SToBS - Structured Transcription of Broadcast Speech
Supported by EPSRC, from 15 December 1998 - 14 December 2001.
Researcher: Heidi Christensen
Although large vocabulary continuous speech recognition systems are now available on the high street, it is apparent that beyond the controlled environment of dictation (noise-free, single cooperative speaker, often a narrow task domain) even the best research systems have an unacceptably low level of performance. The best systems on broadcast news have a word error rate of 10--50% depending on the condition; transcription of spontaneous telephone speech has word error rates of 30--60%. Further, following discussions with users and potential users of spoken language technology (for example, the industrial advisory board of the SPRACH project) it is apparent that while some of the dissatisfaction with current research systems is due to a high word error rate, the unstructured nature of the recognizer output - for example the lack of punctuation and capitalization - also limits its usefulness. In this project we plan to address both these problems through the development of improved statistical language models and the integration of some techniques arising from modern NLP systems.
It is not an exaggeration to say that since the earliest systems produced by IBM, all successful large vocabulary speech recognition systems have been based on n-gram language models. There have been many efforts to provide enhanced language models, based on both richer statistical models and linguistic models: however, these have been notable by their failure to surpass the performance of crude n-gram models. A clear lesson from the past fifteen years is that a naive application of theoretically well-motivated richer models of language has a very low probability of improving a state-of-the-art large vocabulary speech recognition system.
In recent years, however, rule-based NLP systems have demonstrated a high performance in several large vocabulary textual tasks, in particular the information extraction tasks evaluated in the series of ARPA Message Understanding Conferences (MUC). For example, recent MUC evaluations of named entity extraction from newswire texts have resulted in precision and recall scores of over 90% (eg the Sheffield LaSIE system).
Text retrieval systems, based on the ``bag-of-words'' model of text, have also achieved success in unconstrained large vocabulary tasks.
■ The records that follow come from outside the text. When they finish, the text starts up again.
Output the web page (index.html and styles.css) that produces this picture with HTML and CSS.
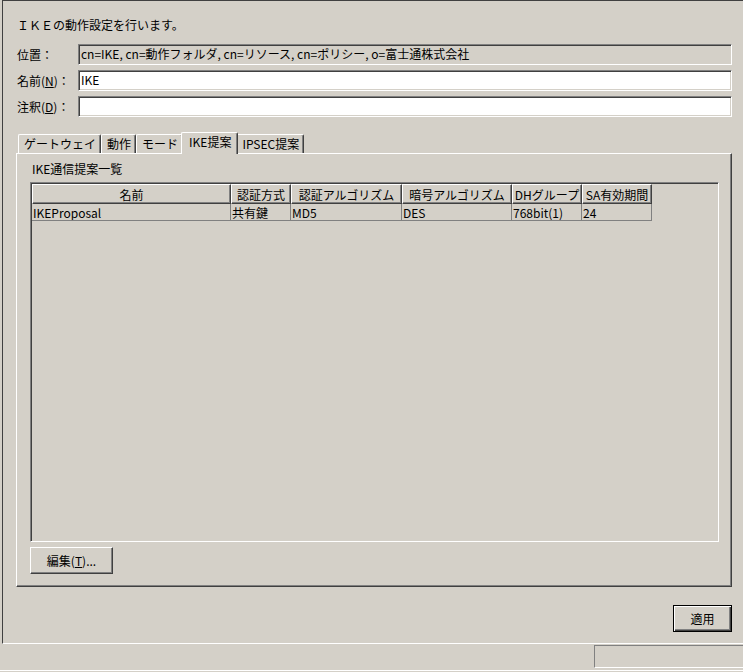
FILE: index.html
```html
<!DOCTYPE html>
<html lang="ja">
<head>
    <meta charset="UTF-8">
    <title>IKE</title>
    <link rel="stylesheet" href="styles.css">
</head>
<body>
    <div class="main">
        <p class="intro">ＩＫＥの動作設定を行います。</p>

        <div class="form">
            <div class="row">
                <label>位置：</label>
                <div class="field readonly">cn=IKE, cn=動作フォルダ, cn=リソース, cn=ポリシー, o=富士通株式会社</div>
            </div>
            <div class="row">
                <label>名前(<u>N</u>)：</label>
                <div class="field">IKE</div>
            </div>
            <div class="row">
                <label>注釈(<u>D</u>)：</label>
                <div class="field"></div>
            </div>
        </div>

        <div class="tabs">
            <div class="tab-strip">
                <div class="tab">ゲートウェイ</div>
                <div class="tab">動作</div>
                <div class="tab">モード</div>
                <div class="tab selected">IKE提案</div>
                <div class="tab">IPSEC提案</div>
            </div>
            <div class="tab-panel">
                <div class="caption">IKE通信提案一覧</div>
                <div class="list">
                    <table>
                        <colgroup>
                            <col style="width:199px">
                            <col style="width:60px">
                            <col style="width:111px">
                            <col style="width:110px">
                            <col style="width:70px">
                            <col style="width:70px">
                        </colgroup>
                        <thead>
                            <tr>
                                <th>名前</th>
                                <th>認証方式</th>
                                <th>認証アルゴリズム</th>
                                <th>暗号アルゴリズム</th>
                                <th>DHグループ</th>
                                <th>SA有効期間</th>
                            </tr>
                        </thead>
                        <tbody>
                            <tr>
                                <td>IKEProposal</td>
                                <td>共有鍵</td>
                                <td>MD5</td>
                                <td>DES</td>
                                <td>768bit(1)</td>
                                <td>24</td>
                            </tr>
                        </tbody>
                    </table>
                </div>
                <button class="btn edit">編集(<u>T</u>)...</button>
            </div>
        </div>

        <div class="actions">
            <button class="btn default">適用</button>
        </div>
    </div>

    <div class="statusbar">
        <div class="pane-left"></div>
        <div class="pane"></div>
    </div>
</body>
</html>
```

FILE: styles.css
```css
body {
    margin: 0;
    width: 743px;
    height: 672px;
    overflow: hidden;
    background: #d4d0c8;
    color: #000;
    font-family: "Noto Sans CJK JP", sans-serif;
    font-size: 12px;
}

.main {
    box-sizing: border-box;
    height: 644px;
    margin-left: 2px;
    padding: 16px 11px 0 14px;
    border-top: 1px solid #404040;
    border-left: 1px solid #404040;
    border-bottom: 1px solid #fff;
    display: flex;
    flex-direction: column;
}

.intro {
    margin: 0;
    height: 16px;
    line-height: 16px;
}

.form {
    margin-top: 11px;
    display: flex;
    flex-direction: column;
    gap: 5px;
}

.row {
    display: flex;
    align-items: center;
    height: 21px;
}

.row label {
    width: 61px;
    flex-shrink: 0;
}

.field {
    flex: 1;
    box-sizing: border-box;
    height: 21px;
    padding: 0 2px;
    line-height: 17px;
    white-space: nowrap;
    overflow: hidden;
    background: #fff;
    border-top: 1px solid #808080;
    border-left: 1px solid #808080;
    border-bottom: 1px solid #fff;
    border-right: 1px solid #fff;
    box-shadow: inset 1px 1px #404040, inset -1px -1px #d4d0c8;
}

.field.readonly {
    background: #d4d0c8;
}

/* tabs */
.tabs {
    margin-top: 15px;
    margin-left: -1px;
}

.tab-strip {
    display: flex;
    align-items: flex-end;
    height: 21px;
    padding-left: 2px;
}

.tab {
    position: relative;
    box-sizing: border-box;
    height: 19px;
    padding: 0 4px 0 5px;
    line-height: 18px;
    white-space: nowrap;
    border-top: 1px solid #fff;
    border-left: 1px solid #fff;
    border-right: 1px solid #404040;
    border-radius: 2px 2px 0 0;
    box-shadow: inset -1px 0 #808080;
}

.tab.selected {
    z-index: 1;
    height: 22px;
    margin: 0 -2px -1px;
    padding: 0 6px 0 7px;
    line-height: 17px;
    background: #d4d0c8;
}

.tab-panel {
    box-sizing: border-box;
    height: 434px;
    padding: 7px 12px 0 13px;
    border-top: 1px solid #fff;
    border-left: 1px solid #fff;
    border-right: 1px solid #404040;
    border-bottom: 1px solid #404040;
    box-shadow: inset -1px -1px #808080;
}

.caption {
    height: 16px;
    line-height: 16px;
    padding-left: 2px;
}

.list {
    box-sizing: border-box;
    height: 360px;
    margin-top: 5px;
    border-top: 1px solid #808080;
    border-left: 1px solid #808080;
    border-bottom: 1px solid #fff;
    border-right: 1px solid #fff;
    box-shadow: inset 1px 1px #404040, inset -1px -1px #d4d0c8;
    padding: 1px;
}

.list table {
    width: 620px;
    table-layout: fixed;
    border-collapse: separate;
    border-spacing: 0;
    font-size: 12px;
}

.list th {
    box-sizing: border-box;
    height: 20px;
    padding: 0;
    font-weight: normal;
    text-align: center;
    white-space: nowrap;
    overflow: hidden;
    border-top: 1px solid #fff;
    border-left: 1px solid #fff;
    border-right: 1px solid #404040;
    border-bottom: 1px solid #404040;
    box-shadow: inset -1px -1px #808080;
}

.list td {
    box-sizing: border-box;
    height: 17px;
    padding: 0 1px;
    line-height: 15px;
    white-space: nowrap;
    overflow: hidden;
    border-right: 1px solid #808080;
    border-bottom: 1px solid #808080;
}

/* buttons */
.btn {
    box-sizing: border-box;
    height: 27px;
    padding: 0;
    font-family: inherit;
    font-size: 12px;
    color: #000;
    background: #d4d0c8;
    border-top: 1px solid #fff;
    border-left: 1px solid #fff;
    border-right: 1px solid #404040;
    border-bottom: 1px solid #404040;
    box-shadow: inset -1px -1px #808080;
}

.btn.edit {
    display: block;
    width: 83px;
    margin-top: 5px;
}

.actions {
    display: flex;
    justify-content: flex-end;
    margin-top: 18px;
}

.btn.default {
    width: 59px;
    border: 1px solid #000;
    box-shadow: inset 1px 1px #fff, inset -1px -1px #404040, inset -2px -2px #808080;
}

/* status bar */
.statusbar {
    display: flex;
    height: 25px;
    padding-top: 1px;
    border-bottom: 1px solid #fff;
}

.pane-left {
    flex: 1;
}

.pane {
    box-sizing: border-box;
    width: 149px;
    height: 23px;
    border-top: 1px solid #808080;
    border-left: 1px solid #808080;
    border-bottom: 1px solid #fff;
}
```
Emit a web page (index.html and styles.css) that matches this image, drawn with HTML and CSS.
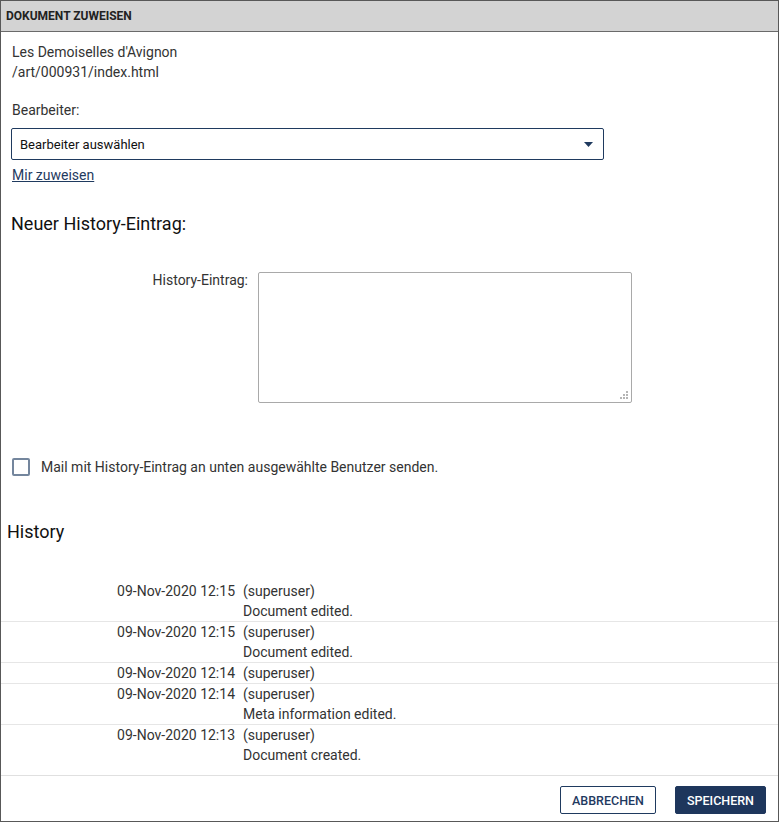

Crudely speaking, the bag-of-words model represents a document as a distribution over unigrams. This model is a direct contrast to the n-gram model, since it is entirely global with no local, sequential constraint. There have been various efforts to combine the n-gram and bag-of-words approaches, based around topic dependent or mixture language modelling. Other statistical models of the global structure of text include latent semantic analysis and Poisson mixtures. Latent semantic analysis involves projecting the high dimensional, discrete ``word space'' into a much lower dimensional continuous space using singular value decomposition. Recently, this approach has been investigated for statistical language modelling by Bellegarda and ourselves. Latent semantic analysis is particularly interesting since it offers a route to transform ``language modelling into a signal processing problem'' by enabling language models to be constructed from continuous probability distributions.
Named entity identification in spoken language would be useful as a way of structuring recognizer output, and as part of an information extraction or information retrieval system. Current rule-based systems make use of punctuation, capitalization and other features found in text, thus having a lower performance on raw speech recognizer output -- although no real effort has been made to develop such systems for spoken language. Recently HMM-based systems have been developed for named entity identification with similar recall/precision performance to the best rule-based systems; these systems have demonstrated only a small amount of degradation when retrained on speech recognizer output. This indicates that the combination of simple finite state models and powerful estimation algorithms that has served so well in speech recognition is transferable to more complex speech and language problems involving some degree of understanding. However, such systems are still loosely coupled in the traditional style of speech and language integration; in this project we propose a much tighter coupling, made possible by the finite state nature of the models employed.